A Double Data Rate(DDR) Synchronous Dynamic Random Access Memory(SDRAM) combined with Quad Data Rate(QDR) Static Random Access Memory(SRAM) storage system is proposed to overcome the problem of huge amount of SAR imaging echo data. An in-place transposed storage method is designed for the system to improve the memory resource utilization. This method compares the length of the range and the azimuth of radar echo data firstly. It reserves some free space of the memory to improve the flexibility of the logical mapping of the read address and the write address of memory. The free space is the same as the storage space occupied by a single row or column of longer data in the range direction and the azimuth direction.
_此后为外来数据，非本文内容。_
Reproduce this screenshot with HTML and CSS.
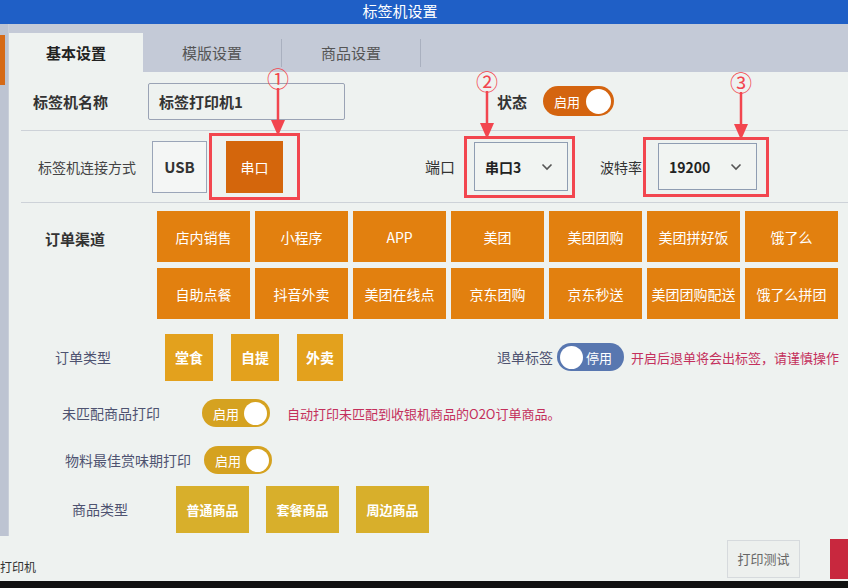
FILE: index.html
```html
<!DOCTYPE html>
<html lang="zh-CN">
<head>
    <meta charset="UTF-8">
    <meta name="viewport" content="width=device-width, initial-scale=1.0">
    <title>标签机设置</title>
    <link rel="stylesheet" href="styles.css">
</head>
<body>
    <div class="topbar"><span>标签机设置</span></div>
    <div class="main">
        <div class="side"><div class="side-tab"></div></div>
        <div class="dialog">
            <div class="tabs">
                <div class="tab active">基本设置</div>
                <div class="tab">模版设置</div>
                <div class="tab">商品设置</div>
            </div>

            <div class="row row-name">
                <span class="lbl lbl-name">标签机名称</span>
                <div class="input">标签打印机1</div>
                <span class="lbl lbl-state">状态</span>
                <div class="toggle on orange"><span>启用</span><i></i></div>
            </div>

            <div class="row row-conn">
                <span class="lbl lbl-conn">标签机连接方式</span>
                <div class="opt">USB</div>
                <div class="mark mark-1">
                    <div class="note note-1">
                        <span>①</span>
                        <svg width="16" height="48" viewBox="0 0 16 48"><line x1="8" y1="0" x2="8" y2="36" stroke="#f2464f" stroke-width="2.5"/><polygon points="1,32 15,32 8,48" fill="#f2464f"/></svg>
                    </div>
                    <div class="opt selected">串口</div>
                </div>
                <span class="lbl lbl-port">端口</span>
                <div class="mark mark-2">
                    <div class="note note-2">
                        <span>②</span>
                        <svg width="16" height="48" viewBox="0 0 16 48"><line x1="8" y1="0" x2="8" y2="36" stroke="#f2464f" stroke-width="2.5"/><polygon points="1,32 15,32 8,48" fill="#f2464f"/></svg>
                    </div>
                    <div class="select sel-port">串口3
                        <svg width="12" height="8" viewBox="0 0 12 8"><polyline points="1.5,1.5 6,6 10.5,1.5" fill="none" stroke="#555" stroke-width="1.6"/></svg>
                    </div>
                </div>
                <span class="lbl lbl-baud">波特率</span>
                <div class="mark mark-3">
                    <div class="note note-3">
                        <span>③</span>
                        <svg width="16" height="48" viewBox="0 0 16 48"><line x1="8" y1="0" x2="8" y2="36" stroke="#f2464f" stroke-width="2.5"/><polygon points="1,32 15,32 8,48" fill="#f2464f"/></svg>
                    </div>
                    <div class="select sel-baud">19200
                        <svg width="12" height="8" viewBox="0 0 12 8"><polyline points="1.5,1.5 6,6 10.5,1.5" fill="none" stroke="#555" stroke-width="1.6"/></svg>
                    </div>
                </div>
            </div>

            <div class="row row-channel">
                <span class="lbl lbl-channel">订单渠道</span>
                <div class="channels">
                    <div class="chip">店内销售</div>
                    <div class="chip">小程序</div>
                    <div class="chip">APP</div>
                    <div class="chip">美团</div>
                    <div class="chip">美团团购</div>
                    <div class="chip">美团拼好饭</div>
                    <div class="chip">饿了么</div>
                    <div class="chip">自助点餐</div>
                    <div class="chip">抖音外卖</div>
                    <div class="chip">美团在线点</div>
                    <div class="chip">京东团购</div>
                    <div class="chip">京东秒送</div>
                    <div class="chip">美团团购配送</div>
                    <div class="chip">饿了么拼团</div>
                </div>
            </div>

            <div class="row row-type">
                <span class="lbl soft lbl-type">订单类型</span>
                <div class="sq">堂食</div>
                <div class="sq">自提</div>
                <div class="sq">外卖</div>
                <span class="lbl soft lbl-refund">退单标签</span>
                <div class="toggle off blue"><i></i><span>停用</span></div>
                <span class="warn">开启后退单将会出标签，请谨慎操作</span>
            </div>

            <div class="row row-unmatched">
                <span class="lbl soft lbl-unmatched">未匹配商品打印</span>
                <div class="toggle on gold"><span>启用</span><i></i></div>
                <span class="warn">自动打印未匹配到收银机商品的O2O订单商品。</span>
            </div>

            <div class="row row-material">
                <span class="lbl soft lbl-material">物料最佳赏味期打印</span>
                <div class="toggle on gold"><span>启用</span><i></i></div>
            </div>

            <div class="row row-goods">
                <span class="lbl soft lbl-goods">商品类型</span>
                <div class="goods">普通商品</div>
                <div class="goods">套餐商品</div>
                <div class="goods">周边商品</div>
            </div>
        </div>
    </div>
    <div class="footer">
        <span class="printer">打印机</span>
        <div class="btn-test">打印测试</div>
        <div class="btn-save"></div>
    </div>
    <div class="bezel"></div>
</body>
</html>
```

FILE: styles.css
```css
body {
    margin: 0;
    width: 848px;
    height: 588px;
    overflow: hidden;
    font-family: "Noto Sans CJK SC", "Noto Sans", sans-serif;
    background-color: #eef2f0;
    color: #333;
}
.topbar {
    height: 24px;
    background-color: #1f5fc6;
    color: #fff;
    text-align: center;
    font-size: 15px;
    line-height: 22px;
    overflow: hidden;
}
.topbar span {
    display: inline-block;
    margin-left: -48px;
}
.main {
    display: flex;
    height: 512px;
}
.side {
    width: 8px;
    background-color: #bdc4d2;
    padding-top: 11px;
}
.side-tab {
    width: 5px;
    height: 50px;
    background-color: #d56a17;
}
.dialog {
    flex: 1;
    background-color: #eef2f0;
    border-left: 1px solid #c9cfd9;
}
.tabs {
    display: flex;
    height: 39px;
    padding-top: 9px;
    background-color: #c4cad7;
}
.tab {
    width: 139px;
    height: 28px;
    margin-top: 6px;
    box-sizing: border-box;
    border-right: 1px solid #a9b0bf;
    font-size: 15px;
    line-height: 28px;
    text-align: center;
    color: #555;
}
.tab.active {
    width: 134px;
    height: 39px;
    margin-top: 0;
    line-height: 39px;
    background-color: #eef2f0;
    color: #222;
    font-weight: bold;
    border-right: none;
}
.row {
    display: flex;
    align-items: center;
    box-sizing: border-box;
}
.lbl {
    font-size: 15px;
    white-space: nowrap;
}
.lbl.soft {
    font-size: 14px;
    color: #4e5370;
}
.row-name {
    height: 59px;
    margin-left: 12px;
    padding-left: 12px;
    border-bottom: 1px solid #cdd2d8;
}
.lbl-name {
    width: 115px;
    font-weight: bold;
}
.input {
    width: 197px;
    height: 37px;
    box-sizing: border-box;
    border: 1px solid #9aa3b5;
    border-radius: 2px;
    padding-left: 10px;
    font-size: 15px;
    line-height: 35px;
    font-weight: bold;
}
.lbl-state {
    margin-left: 152px;
    width: 46px;
    font-weight: bold;
}
.toggle {
    display: flex;
    align-items: center;
    justify-content: space-between;
    flex-shrink: 0;
    box-sizing: border-box;
    height: 28px;
    width: 68px;
    border-radius: 14px;
    padding: 0 3px 0 11px;
    color: #fff;
    font-size: 13px;
}
.toggle i {
    width: 23px;
    height: 23px;
    border-radius: 50%;
    background-color: #fff;
}
.toggle.off {
    padding: 0 12px 0 3px;
}
.toggle.orange {
    width: 71px;
    height: 30px;
    border-radius: 15px;
    background-color: #d4640f;
}
.toggle.orange i {
    width: 25px;
    height: 25px;
}
.toggle.blue {
    width: 67px;
    background-color: #5877b0;
}
.toggle.gold {
    background-color: #d5a220;
}
.row-conn {
    height: 72px;
    margin-left: 12px;
    padding-left: 17px;
    border-bottom: 1px solid #cdd2d8;
}
.lbl-conn {
    width: 114px;
    font-size: 14px;
    color: #444;
}
.opt {
    width: 55px;
    height: 52px;
    box-sizing: border-box;
    border: 1px solid #9aa5b8;
    background-color: #f4f6f5;
    font-size: 15px;
    font-weight: bold;
    display: flex;
    align-items: center;
    justify-content: center;
}
.opt.selected {
    width: 57px;
    border: none;
    background-color: #d4660c;
    color: #fff;
    font-size: 14px;
    font-weight: normal;
}
.mark {
    position: relative;
    display: flex;
    align-items: center;
    box-sizing: border-box;
    border: 3px solid #f2464f;
}
.mark-1 {
    width: 91px;
    height: 67px;
    margin-left: 2px;
    padding-left: 14px;
}
.mark-2 {
    width: 111px;
    height: 62px;
    padding-left: 7px;
}
.mark-3 {
    width: 126px;
    height: 60px;
    padding-left: 12px;
}
.note {
    position: absolute;
    bottom: 100%;
    display: flex;
    flex-direction: column;
    align-items: center;
    transform: translateX(-50%);
    color: #f2464f;
    font-size: 22px;
    line-height: 22px;
    z-index: 2;
}
.note-1 { left: 66px; }
.note-2 { left: 20px; }
.note-3 { left: 95px; }
.lbl-port {
    margin-left: 125px;
    width: 39px;
}
.lbl-baud {
    margin-left: 25px;
    width: 43px;
    font-size: 14px;
}
.select {
    display: flex;
    align-items: center;
    justify-content: space-between;
    box-sizing: border-box;
    border: 1px solid #8f9db2;
    background-color: #f1f4f2;
    padding: 0 14px 0 10px;
    font-size: 14px;
    font-weight: bold;
    color: #222;
}
.sel-port {
    width: 94px;
    height: 49px;
}
.sel-baud {
    width: 99px;
    height: 47px;
}
.row-channel {
    align-items: flex-start;
    padding: 8px 0 11px 36px;
}
.lbl-channel {
    width: 112px;
    padding-top: 17px;
    font-weight: bold;
}
.channels {
    display: grid;
    grid-template-columns: repeat(7, 93px);
    grid-auto-rows: 51px;
    gap: 6px 5px;
}
.chip {
    background-color: #e2800f;
    color: #fff;
    font-size: 14px;
    display: flex;
    align-items: center;
    justify-content: center;
}
.row-type {
    height: 54px;
    padding-left: 46px;
}
.lbl-type {
    width: 110px;
}
.sq {
    width: 48px;
    height: 47px;
    margin-right: 18px;
    background-color: #e3a11d;
    color: #fff;
    font-size: 14px;
    font-weight: bold;
    display: flex;
    align-items: center;
    justify-content: center;
}
.sq:nth-of-type(3) {
    width: 46px;
}
.lbl-refund {
    margin-left: 136px;
    width: 60px;
}
.warn {
    margin-left: 7px;
    font-size: 13px;
    color: #c4305c;
    white-space: nowrap;
}
.row-unmatched {
    height: 58px;
    padding-left: 53px;
}
.lbl-unmatched {
    width: 140px;
}
.row-unmatched .warn {
    margin-left: 17px;
}
.row-material {
    height: 36px;
    padding-left: 56px;
}
.lbl-material {
    width: 139px;
}
.row-goods {
    height: 62px;
    padding-left: 63px;
}
.lbl-goods {
    width: 104px;
    font-size: 13px;
}
.goods {
    width: 73px;
    height: 47px;
    margin-right: 17px;
    background-color: #d8af2b;
    color: #fff;
    font-size: 13px;
    font-weight: bold;
    display: flex;
    align-items: center;
    justify-content: center;
}
.footer {
    display: flex;
    align-items: center;
    height: 45px;
    background-color: #eef2f0;
    overflow: hidden;
}
.printer {
    flex-shrink: 0;
    width: 727px;
    align-self: flex-end;
    padding-bottom: 6px;
    font-size: 12px;
    color: #333;
}
.btn-test {
    flex-shrink: 0;
    width: 73px;
    height: 38px;
    box-sizing: border-box;
    border: 1px solid #d6dadd;
    background-color: #edf0ee;
    color: #666;
    font-size: 13px;
    display: flex;
    align-items: center;
    justify-content: center;
}
.btn-save {
    flex-shrink: 0;
    width: 30px;
    height: 40px;
    margin-left: 30px;
    background-color: #c8283e;
}
.bezel {
    height: 7px;
    background-color: #111;
}
```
It effectively realizes the on-chip transposition operation of a large amount of data, and saves the utilization amount of DDR. And the sub-block matrix address mapping method and cross-BANK address mapping method are applied to the in-place transposition, which effectively improves the access to the SAR echo data transposition. The experimental results show that the data storage system reduces the amount of DDR memory by half while meeting the real-time imaging requirement, improves the resource utilization of DDR, and cuts the cost. At present, it has been successfully applied to SAR imaging processing in multiple modes.